The physical capacity to move, coordinate actions, or perform physical activities is significantly limited, impaired, or delayed and is exhibited by difficulties in one or more of the following areas:

  • physical and motor tasks
  • independent movement
  • performing basic life functions
  • The term shall include severe orthopedic impairments or impairments caused by congenital anomaly, cerebral palsy, amputations, and fractures if such impairment adversely affects a student’s educational performance.

Sensory Impairment

The term shall include the following:

  • Hearing – The capacity to hear, with amplification, is limited, impaired, or absent and results in one or more of the following: reduced performance in hearing acuity tasks; difficulty with oral communication; and/or difficulty in understanding auditory-presented information in the education environment. The term includes students who are deaf and students who are hard-of -hearing.
  • Vision – The capacity to see, after correction, is limited, impaired, or absent and results in one or more of the following: reduced performance in visual acuity tasks; difficulty with written communication; and/or difficulty with understanding information presented visually in the education environment. The term includes students who are blind and students with limited vision.
  • Deaf-Blind – Concomitant hearing and visual impairments, the combination of which causes severe communication and other developmental and educational needs.

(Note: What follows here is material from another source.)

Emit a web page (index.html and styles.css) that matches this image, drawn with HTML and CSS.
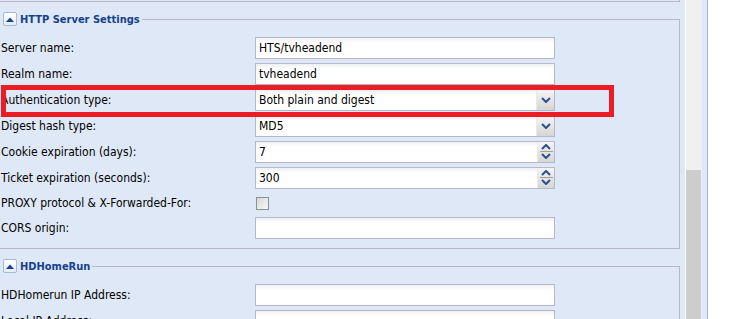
FILE: index.html
```html
<!DOCTYPE html>
<html lang="en">
<head>
  <meta charset="UTF-8" />
  <title>Configuration - General</title>
  <link rel="stylesheet" href="styles.css">
</head>
<body>

  <div class="screen">
    <div class="panel">
      <div class="prev-set"></div>

      <fieldset class="set">
        <legend>
          <span class="toggle"><svg width="8" height="5" viewBox="0 0 8 5"><path d="M0 5 L4 0.5 L8 5 Z" fill="#15428b"/></svg></span>
          HTTP Server Settings
        </legend>

        <div class="row">
          <label>Server name:</label>
          <div class="field">HTS/tvheadend</div>
        </div>
        <div class="row">
          <label>Realm name:</label>
          <div class="field">tvheadend</div>
        </div>
        <div class="row">
          <label>Authentication type:</label>
          <div class="field combo">
            <span class="value">Both plain and digest</span>
            <span class="trigger"><svg width="10" height="6" viewBox="0 0 10 6"><polyline points="1,1 5,5 9,1" fill="none" stroke="#2d4f8e" stroke-width="2"/></svg></span>
          </div>
        </div>
        <div class="row">
          <label>Digest hash type:</label>
          <div class="field combo">
            <span class="value">MD5</span>
            <span class="trigger"><svg width="10" height="6" viewBox="0 0 10 6"><polyline points="1,1 5,5 9,1" fill="none" stroke="#2d4f8e" stroke-width="2"/></svg></span>
          </div>
        </div>
        <div class="row">
          <label>Cookie expiration (days):</label>
          <div class="field combo">
            <span class="value">7</span>
            <span class="trigger spin">
              <svg width="10" height="6" viewBox="0 0 10 6"><polyline points="1,5 5,1 9,5" fill="none" stroke="#2d4f8e" stroke-width="2"/></svg>
              <span class="sep"></span>
              <svg width="10" height="6" viewBox="0 0 10 6"><polyline points="1,1 5,5 9,1" fill="none" stroke="#2d4f8e" stroke-width="2"/></svg>
            </span>
          </div>
        </div>
        <div class="row">
          <label>Ticket expiration (seconds):</label>
          <div class="field combo">
            <span class="value">300</span>
            <span class="trigger spin">
              <svg width="10" height="6" viewBox="0 0 10 6"><polyline points="1,5 5,1 9,5" fill="none" stroke="#2d4f8e" stroke-width="2"/></svg>
              <span class="sep"></span>
              <svg width="10" height="6" viewBox="0 0 10 6"><polyline points="1,1 5,5 9,1" fill="none" stroke="#2d4f8e" stroke-width="2"/></svg>
            </span>
          </div>
        </div>
        <div class="row short">
          <label>PROXY protocol &amp; X-Forwarded-For:</label>
          <span class="check"></span>
        </div>
        <div class="row">
          <label>CORS origin:</label>
          <div class="field"></div>
        </div>
      </fieldset>

      <fieldset class="set">
        <legend>
          <span class="toggle"><svg width="8" height="5" viewBox="0 0 8 5"><path d="M0 5 L4 0.5 L8 5 Z" fill="#15428b"/></svg></span>
          HDHomeRun
        </legend>

        <div class="row">
          <label>HDHomerun IP Address:</label>
          <div class="field"></div>
        </div>
        <div class="row">
          <label>Local IP Address:</label>
          <div class="field"></div>
        </div>
      </fieldset>
    </div>

    <div class="scrollbar"><div class="thumb"></div></div>
    <div class="edge"></div>
    <div class="side"></div>

    <div class="mark"></div>
  </div>

</body>
</html>
```

FILE: styles.css
```css
body {
  margin: 0;
  background: #fff;
  font-family: 'DejaVu Sans Condensed', 'DejaVu Sans', sans-serif;
  font-size: 12px;
  color: #000;
}

.screen {
  position: relative;
  display: flex;
  height: 319px;
  overflow: hidden;
  background: #dfe8f6;
}

.panel {
  width: 685px;
  flex: none;
  padding-right: 5px;
  box-sizing: border-box;
}

.prev-set {
  height: 1px;
  border-bottom: 1px solid #b5b8c8;
  border-right: 1px solid #b5b8c8;
}

.set {
  margin: 10px 0 0;
  padding: 11px 0 5px;
  border: 1px solid #b5b8c8;
  border-left: none;
  min-width: 0;
}

.set legend {
  display: flex;
  align-items: center;
  height: 14px;
  padding: 0 2px 0 3px;
  font-size: 11px;
  font-weight: bold;
  color: #15428b;
}

.toggle {
  display: flex;
  align-items: center;
  justify-content: center;
  width: 12px;
  height: 12px;
  margin-right: 3px;
  border: 1px solid #a3bad9;
  border-radius: 2px;
  background: linear-gradient(#ffffff, #e3ebf7);
}

.row {
  display: flex;
  align-items: center;
  height: 22px;
  margin-bottom: 4px;
}

.row.short {
  height: 20px;
}

.row label {
  width: 254px;
  padding-left: 1px;
  flex: none;
}

.field {
  display: flex;
  align-items: center;
  width: 300px;
  height: 22px;
  box-sizing: border-box;
  padding-left: 3px;
  border: 1px solid #b5b8c8;
  background: linear-gradient(#eef0f2, #fff 5px);
}

.combo {
  padding-right: 0;
}

.combo .value {
  flex: 1;
}

.trigger {
  display: flex;
  align-items: center;
  justify-content: center;
  width: 17px;
  height: 20px;
  border-left: 1px solid #eaeaea;
  background: linear-gradient(#f5f5f5, #d6d6d6);
}

.trigger.spin {
  flex-direction: column;
  justify-content: space-between;
  padding: 2px 0 3px;
  box-sizing: border-box;
}

.sep {
  width: 13px;
  height: 1px;
  background: #a39f8f;
}

.check {
  width: 11px;
  height: 11px;
  margin-left: 1px;
  border: 1px solid #8e8f8f;
  background: linear-gradient(135deg, #d6d6d6, #fafafa);
}

.scrollbar {
  width: 16px;
  flex: none;
  border-left: 1px solid #fff;
  background: #f0f0f0;
}

.thumb {
  width: 15px;
  margin-top: 170px;
  height: 200px;
  background: #cdcdcd;
}

.edge {
  width: 5px;
  flex: none;
  border-right: 1px solid #99bbe8;
}

.side {
  flex: 1;
  background: #fff;
}

.mark {
  position: absolute;
  left: 1px;
  top: 85px;
  width: 603px;
  height: 22px;
  border: 5px solid #ed1c24;
}
```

Specific Learning Disability

The term means a disorder in one or more of the basic psychological processes involved in understanding or in using language, spoken or written, that may manifest itself in an imperfect ability to listen, think, speak, read, write, spell, or to do mathematical calculations, including conditions such as perceptual disabilities, brain injury, minimal brain dysfunction, dyslexia, and developmental aphasia.

The term does not include learning problems that are primarily the result of visual, hearing, or motor disabilities, of intellectual impairment, of emotional disturbance, or of environmental, cultural, or economic disadvantage.